**INSTRUCTION**
Restate exactly the lines that run from the start of the records below to the line containing "import React from 'react';", counting both ends, and nothing else; pictures stay out.

(Some records)

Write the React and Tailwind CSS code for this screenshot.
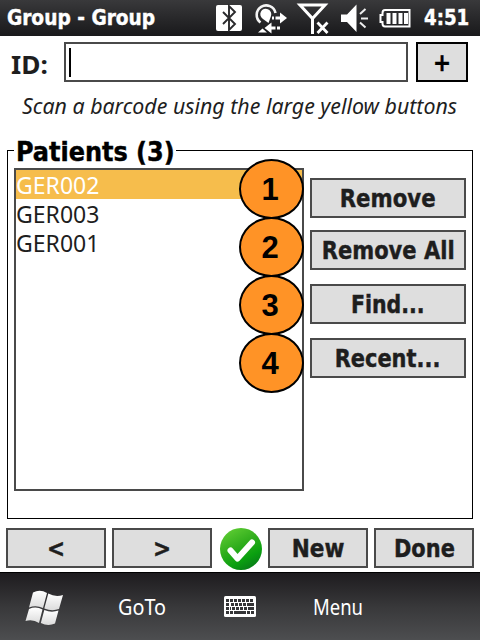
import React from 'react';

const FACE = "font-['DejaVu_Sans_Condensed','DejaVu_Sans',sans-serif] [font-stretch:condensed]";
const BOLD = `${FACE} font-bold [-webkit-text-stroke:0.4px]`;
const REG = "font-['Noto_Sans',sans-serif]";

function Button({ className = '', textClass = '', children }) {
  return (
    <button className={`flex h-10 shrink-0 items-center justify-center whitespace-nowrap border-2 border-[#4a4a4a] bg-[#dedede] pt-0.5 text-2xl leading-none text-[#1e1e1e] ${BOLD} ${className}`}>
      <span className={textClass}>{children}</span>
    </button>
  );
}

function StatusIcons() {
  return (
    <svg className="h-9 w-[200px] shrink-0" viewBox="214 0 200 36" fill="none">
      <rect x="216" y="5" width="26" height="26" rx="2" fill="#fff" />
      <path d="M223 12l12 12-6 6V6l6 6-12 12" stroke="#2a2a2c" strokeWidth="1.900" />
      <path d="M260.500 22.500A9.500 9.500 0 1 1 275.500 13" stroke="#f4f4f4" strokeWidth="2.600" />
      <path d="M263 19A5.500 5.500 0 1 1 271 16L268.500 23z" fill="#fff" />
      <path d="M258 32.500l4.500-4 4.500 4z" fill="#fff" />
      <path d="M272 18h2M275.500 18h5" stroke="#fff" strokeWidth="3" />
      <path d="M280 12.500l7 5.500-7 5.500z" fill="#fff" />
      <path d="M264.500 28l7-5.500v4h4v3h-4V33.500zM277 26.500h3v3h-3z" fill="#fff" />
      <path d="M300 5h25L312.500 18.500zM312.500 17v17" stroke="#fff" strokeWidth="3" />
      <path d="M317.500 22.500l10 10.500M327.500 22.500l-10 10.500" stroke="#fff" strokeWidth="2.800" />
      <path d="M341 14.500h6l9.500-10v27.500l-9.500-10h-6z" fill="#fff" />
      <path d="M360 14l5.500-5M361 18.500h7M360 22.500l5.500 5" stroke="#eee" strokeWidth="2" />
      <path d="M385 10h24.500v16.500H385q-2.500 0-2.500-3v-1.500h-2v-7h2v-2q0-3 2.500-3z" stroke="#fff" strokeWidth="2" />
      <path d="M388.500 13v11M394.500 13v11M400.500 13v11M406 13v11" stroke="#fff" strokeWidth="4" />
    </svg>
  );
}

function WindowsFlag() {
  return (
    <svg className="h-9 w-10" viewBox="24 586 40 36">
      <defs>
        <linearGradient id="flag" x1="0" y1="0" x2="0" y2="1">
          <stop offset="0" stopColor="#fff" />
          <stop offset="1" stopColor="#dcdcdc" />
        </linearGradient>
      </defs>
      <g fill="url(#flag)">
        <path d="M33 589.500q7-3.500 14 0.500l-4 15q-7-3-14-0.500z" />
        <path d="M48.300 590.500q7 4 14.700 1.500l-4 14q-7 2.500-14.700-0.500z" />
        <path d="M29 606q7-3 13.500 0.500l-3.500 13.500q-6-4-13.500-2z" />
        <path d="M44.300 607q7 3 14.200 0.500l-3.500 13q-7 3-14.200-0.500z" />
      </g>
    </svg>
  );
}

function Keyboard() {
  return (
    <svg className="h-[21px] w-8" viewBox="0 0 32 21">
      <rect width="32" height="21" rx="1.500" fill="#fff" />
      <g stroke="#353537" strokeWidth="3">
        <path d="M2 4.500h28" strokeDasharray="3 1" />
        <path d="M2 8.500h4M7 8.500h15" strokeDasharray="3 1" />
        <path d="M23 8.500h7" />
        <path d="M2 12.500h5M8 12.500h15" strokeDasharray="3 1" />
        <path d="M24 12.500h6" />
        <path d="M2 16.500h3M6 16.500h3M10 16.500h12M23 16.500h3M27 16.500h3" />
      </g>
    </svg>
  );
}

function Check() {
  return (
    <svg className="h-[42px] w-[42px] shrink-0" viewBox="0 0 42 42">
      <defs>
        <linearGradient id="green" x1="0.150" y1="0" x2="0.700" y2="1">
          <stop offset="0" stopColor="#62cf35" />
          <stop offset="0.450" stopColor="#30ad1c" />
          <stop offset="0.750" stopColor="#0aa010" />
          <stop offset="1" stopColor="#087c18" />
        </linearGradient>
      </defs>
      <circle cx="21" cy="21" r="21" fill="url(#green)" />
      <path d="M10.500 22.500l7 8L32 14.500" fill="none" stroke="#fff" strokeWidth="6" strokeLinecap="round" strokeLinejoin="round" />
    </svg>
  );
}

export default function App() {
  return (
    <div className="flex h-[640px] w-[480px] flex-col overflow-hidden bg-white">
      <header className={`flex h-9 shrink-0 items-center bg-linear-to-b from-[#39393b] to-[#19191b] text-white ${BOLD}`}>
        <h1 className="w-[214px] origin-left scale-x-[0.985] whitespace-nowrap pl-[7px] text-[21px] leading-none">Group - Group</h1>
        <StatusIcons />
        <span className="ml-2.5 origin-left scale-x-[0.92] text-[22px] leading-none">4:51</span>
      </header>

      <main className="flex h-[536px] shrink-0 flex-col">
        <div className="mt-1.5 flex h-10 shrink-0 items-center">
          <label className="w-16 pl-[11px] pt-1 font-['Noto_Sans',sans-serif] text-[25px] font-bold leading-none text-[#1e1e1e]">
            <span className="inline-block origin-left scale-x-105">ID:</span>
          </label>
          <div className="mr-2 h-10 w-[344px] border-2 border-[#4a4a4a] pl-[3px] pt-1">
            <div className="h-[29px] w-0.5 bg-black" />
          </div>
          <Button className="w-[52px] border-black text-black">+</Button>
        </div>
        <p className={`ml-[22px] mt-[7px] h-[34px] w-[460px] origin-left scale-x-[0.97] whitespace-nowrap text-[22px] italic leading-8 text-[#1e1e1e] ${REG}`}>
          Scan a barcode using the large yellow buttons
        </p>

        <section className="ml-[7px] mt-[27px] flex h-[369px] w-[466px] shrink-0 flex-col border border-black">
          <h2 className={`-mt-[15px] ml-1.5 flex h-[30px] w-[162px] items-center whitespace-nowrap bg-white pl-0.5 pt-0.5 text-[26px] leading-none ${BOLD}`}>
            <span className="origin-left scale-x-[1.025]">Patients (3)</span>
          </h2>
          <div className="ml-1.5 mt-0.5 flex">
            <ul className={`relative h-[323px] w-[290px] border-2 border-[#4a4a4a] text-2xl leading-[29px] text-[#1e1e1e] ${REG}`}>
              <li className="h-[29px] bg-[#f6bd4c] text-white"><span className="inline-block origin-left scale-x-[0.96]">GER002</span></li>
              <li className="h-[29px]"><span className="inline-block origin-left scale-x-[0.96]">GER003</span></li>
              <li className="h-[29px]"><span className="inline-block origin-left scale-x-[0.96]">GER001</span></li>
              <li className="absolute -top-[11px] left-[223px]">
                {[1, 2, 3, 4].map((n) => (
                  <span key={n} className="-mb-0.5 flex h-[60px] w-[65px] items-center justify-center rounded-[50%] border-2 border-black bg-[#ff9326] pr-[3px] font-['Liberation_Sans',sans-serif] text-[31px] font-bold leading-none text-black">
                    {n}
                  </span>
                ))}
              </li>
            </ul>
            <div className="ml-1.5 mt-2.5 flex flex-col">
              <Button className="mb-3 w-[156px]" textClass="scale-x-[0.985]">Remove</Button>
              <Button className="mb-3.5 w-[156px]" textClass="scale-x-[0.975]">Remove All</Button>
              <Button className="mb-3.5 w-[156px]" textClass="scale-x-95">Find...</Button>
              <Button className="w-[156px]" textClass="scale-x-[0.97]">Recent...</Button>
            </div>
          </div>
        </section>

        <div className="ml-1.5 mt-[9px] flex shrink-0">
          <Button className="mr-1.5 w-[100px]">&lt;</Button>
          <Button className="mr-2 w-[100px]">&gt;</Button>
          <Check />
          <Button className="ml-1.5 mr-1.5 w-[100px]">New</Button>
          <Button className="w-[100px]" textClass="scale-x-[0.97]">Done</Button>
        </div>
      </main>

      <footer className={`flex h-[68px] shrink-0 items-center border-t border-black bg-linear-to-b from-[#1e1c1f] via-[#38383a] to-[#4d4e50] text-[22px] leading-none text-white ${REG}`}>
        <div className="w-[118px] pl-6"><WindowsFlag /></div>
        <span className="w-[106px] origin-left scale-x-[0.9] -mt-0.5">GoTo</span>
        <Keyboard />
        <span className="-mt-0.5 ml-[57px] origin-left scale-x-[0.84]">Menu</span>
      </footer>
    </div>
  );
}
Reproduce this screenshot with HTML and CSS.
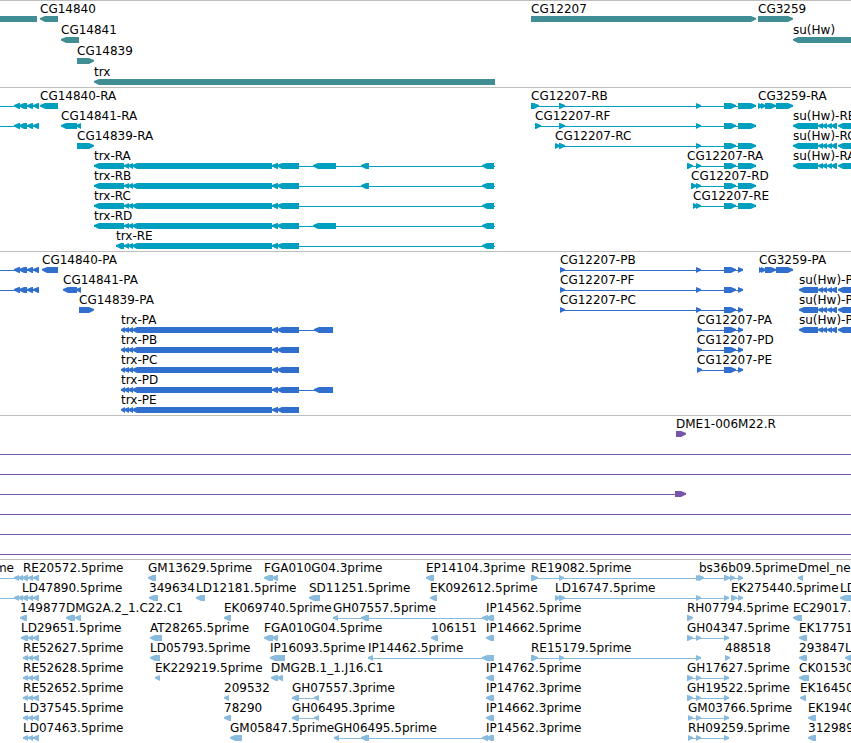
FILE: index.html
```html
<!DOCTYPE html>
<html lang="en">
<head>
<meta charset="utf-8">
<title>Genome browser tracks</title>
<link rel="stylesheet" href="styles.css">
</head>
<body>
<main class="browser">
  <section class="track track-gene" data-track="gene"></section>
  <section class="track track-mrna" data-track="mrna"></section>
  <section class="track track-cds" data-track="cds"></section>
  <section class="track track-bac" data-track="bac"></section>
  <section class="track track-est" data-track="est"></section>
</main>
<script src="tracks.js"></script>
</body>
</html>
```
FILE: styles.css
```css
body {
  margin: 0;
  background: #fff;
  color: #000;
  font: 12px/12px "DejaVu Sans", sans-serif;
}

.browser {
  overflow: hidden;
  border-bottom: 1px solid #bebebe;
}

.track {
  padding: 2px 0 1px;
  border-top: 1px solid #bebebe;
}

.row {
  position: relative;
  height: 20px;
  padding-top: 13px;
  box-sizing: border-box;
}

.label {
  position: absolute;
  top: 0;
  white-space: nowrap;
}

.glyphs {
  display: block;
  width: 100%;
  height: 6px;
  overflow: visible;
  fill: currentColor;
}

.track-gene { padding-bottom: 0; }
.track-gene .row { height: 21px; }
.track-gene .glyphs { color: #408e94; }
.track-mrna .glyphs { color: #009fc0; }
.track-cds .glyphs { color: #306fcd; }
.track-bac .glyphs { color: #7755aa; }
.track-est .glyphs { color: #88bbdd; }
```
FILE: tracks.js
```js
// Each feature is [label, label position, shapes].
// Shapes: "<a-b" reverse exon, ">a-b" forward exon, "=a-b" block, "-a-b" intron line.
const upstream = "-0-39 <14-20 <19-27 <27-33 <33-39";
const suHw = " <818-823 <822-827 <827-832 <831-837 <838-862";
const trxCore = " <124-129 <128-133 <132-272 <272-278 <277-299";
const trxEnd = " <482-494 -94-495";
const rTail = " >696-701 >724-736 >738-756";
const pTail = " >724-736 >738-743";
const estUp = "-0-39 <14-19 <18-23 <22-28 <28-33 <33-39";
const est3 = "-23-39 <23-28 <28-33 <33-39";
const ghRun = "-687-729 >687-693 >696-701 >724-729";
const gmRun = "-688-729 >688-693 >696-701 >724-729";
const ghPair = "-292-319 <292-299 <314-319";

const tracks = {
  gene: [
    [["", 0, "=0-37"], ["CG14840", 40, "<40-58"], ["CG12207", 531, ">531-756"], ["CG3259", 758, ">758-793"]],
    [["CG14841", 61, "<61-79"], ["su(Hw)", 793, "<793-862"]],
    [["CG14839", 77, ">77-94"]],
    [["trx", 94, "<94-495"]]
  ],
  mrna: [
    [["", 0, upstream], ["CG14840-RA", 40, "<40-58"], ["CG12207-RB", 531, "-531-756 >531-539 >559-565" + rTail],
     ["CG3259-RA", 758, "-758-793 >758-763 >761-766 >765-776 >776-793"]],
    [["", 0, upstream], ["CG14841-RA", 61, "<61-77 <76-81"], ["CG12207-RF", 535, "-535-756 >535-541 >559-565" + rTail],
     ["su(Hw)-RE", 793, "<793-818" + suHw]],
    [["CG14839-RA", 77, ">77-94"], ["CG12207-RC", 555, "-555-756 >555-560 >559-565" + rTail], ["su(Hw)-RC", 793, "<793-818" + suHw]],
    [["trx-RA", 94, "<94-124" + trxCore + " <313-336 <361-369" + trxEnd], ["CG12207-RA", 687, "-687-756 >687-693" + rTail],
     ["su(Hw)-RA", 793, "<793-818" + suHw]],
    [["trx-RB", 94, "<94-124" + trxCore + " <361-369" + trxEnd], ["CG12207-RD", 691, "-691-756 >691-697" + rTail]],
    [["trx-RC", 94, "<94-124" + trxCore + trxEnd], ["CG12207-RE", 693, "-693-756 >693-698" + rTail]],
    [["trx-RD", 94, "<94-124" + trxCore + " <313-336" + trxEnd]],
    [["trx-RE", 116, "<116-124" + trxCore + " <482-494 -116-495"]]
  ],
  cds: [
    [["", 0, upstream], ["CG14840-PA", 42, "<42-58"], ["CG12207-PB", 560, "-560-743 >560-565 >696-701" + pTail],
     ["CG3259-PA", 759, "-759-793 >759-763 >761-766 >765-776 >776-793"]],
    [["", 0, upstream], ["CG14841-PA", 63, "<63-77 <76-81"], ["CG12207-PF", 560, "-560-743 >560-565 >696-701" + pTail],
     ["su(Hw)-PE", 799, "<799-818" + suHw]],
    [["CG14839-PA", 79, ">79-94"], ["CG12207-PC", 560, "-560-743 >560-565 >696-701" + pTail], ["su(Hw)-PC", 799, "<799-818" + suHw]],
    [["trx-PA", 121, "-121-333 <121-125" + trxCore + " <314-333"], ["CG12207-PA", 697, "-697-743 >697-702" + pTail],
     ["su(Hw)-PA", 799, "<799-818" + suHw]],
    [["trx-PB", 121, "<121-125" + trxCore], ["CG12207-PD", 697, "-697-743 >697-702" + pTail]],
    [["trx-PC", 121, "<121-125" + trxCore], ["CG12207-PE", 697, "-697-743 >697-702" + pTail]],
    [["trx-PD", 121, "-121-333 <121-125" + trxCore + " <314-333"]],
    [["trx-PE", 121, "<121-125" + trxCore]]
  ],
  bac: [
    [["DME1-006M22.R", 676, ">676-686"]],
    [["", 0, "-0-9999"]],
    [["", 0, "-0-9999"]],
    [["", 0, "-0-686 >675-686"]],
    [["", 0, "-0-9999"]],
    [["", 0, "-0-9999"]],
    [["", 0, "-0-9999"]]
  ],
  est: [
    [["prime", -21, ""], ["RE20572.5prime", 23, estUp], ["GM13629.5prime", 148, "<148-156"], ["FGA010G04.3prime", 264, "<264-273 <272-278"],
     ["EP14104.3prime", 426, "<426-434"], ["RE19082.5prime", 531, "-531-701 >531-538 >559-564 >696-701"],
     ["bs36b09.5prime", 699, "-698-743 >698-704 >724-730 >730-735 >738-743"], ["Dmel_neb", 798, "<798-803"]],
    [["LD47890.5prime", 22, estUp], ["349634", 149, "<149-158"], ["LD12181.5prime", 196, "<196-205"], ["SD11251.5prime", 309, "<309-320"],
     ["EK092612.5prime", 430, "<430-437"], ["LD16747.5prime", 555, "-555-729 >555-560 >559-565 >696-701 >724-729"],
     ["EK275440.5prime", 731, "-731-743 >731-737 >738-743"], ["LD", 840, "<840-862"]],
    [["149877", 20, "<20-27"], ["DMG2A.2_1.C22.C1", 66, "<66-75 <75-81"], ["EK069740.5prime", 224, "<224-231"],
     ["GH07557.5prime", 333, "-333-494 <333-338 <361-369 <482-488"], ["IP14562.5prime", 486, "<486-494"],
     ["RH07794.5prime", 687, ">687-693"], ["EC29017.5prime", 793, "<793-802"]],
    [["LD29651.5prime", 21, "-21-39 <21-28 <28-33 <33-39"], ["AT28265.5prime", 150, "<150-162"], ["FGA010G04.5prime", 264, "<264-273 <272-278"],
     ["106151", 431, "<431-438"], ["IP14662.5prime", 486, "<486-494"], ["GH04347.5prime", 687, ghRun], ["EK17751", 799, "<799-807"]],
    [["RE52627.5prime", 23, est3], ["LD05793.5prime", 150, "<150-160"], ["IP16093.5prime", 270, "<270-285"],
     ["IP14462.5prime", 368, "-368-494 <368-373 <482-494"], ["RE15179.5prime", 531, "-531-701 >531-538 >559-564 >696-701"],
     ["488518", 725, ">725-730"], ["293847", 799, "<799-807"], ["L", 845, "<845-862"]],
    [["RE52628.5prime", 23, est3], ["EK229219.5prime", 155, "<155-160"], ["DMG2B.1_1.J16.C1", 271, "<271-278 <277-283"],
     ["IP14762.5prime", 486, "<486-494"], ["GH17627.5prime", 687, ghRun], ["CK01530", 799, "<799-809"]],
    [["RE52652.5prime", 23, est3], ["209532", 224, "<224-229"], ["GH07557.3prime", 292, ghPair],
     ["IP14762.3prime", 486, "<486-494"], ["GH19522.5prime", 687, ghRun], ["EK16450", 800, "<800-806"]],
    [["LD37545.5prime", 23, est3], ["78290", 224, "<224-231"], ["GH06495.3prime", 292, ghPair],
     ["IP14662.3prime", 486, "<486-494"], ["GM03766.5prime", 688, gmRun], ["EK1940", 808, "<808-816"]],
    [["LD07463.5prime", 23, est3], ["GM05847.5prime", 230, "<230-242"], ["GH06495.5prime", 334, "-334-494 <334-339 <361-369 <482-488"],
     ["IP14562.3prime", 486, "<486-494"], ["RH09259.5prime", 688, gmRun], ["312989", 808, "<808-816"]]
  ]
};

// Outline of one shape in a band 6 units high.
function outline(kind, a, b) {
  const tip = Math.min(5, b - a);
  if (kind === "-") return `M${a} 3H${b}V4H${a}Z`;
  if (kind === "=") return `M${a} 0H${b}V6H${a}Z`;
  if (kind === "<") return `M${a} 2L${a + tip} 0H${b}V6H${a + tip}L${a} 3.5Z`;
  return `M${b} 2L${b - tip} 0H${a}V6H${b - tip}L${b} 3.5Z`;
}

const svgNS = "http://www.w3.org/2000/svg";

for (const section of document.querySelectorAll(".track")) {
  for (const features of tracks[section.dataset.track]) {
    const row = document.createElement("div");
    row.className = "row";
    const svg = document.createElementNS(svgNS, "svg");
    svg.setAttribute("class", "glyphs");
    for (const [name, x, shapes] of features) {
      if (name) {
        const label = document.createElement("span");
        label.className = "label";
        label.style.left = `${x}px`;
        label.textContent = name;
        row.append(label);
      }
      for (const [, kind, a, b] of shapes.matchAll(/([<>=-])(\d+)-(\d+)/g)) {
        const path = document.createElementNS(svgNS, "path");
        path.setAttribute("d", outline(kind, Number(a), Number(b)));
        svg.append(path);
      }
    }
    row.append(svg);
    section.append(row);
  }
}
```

**EXERCISE SOLUTION**
Write the React and Tailwind CSS code for this screenshot.
import React from 'react';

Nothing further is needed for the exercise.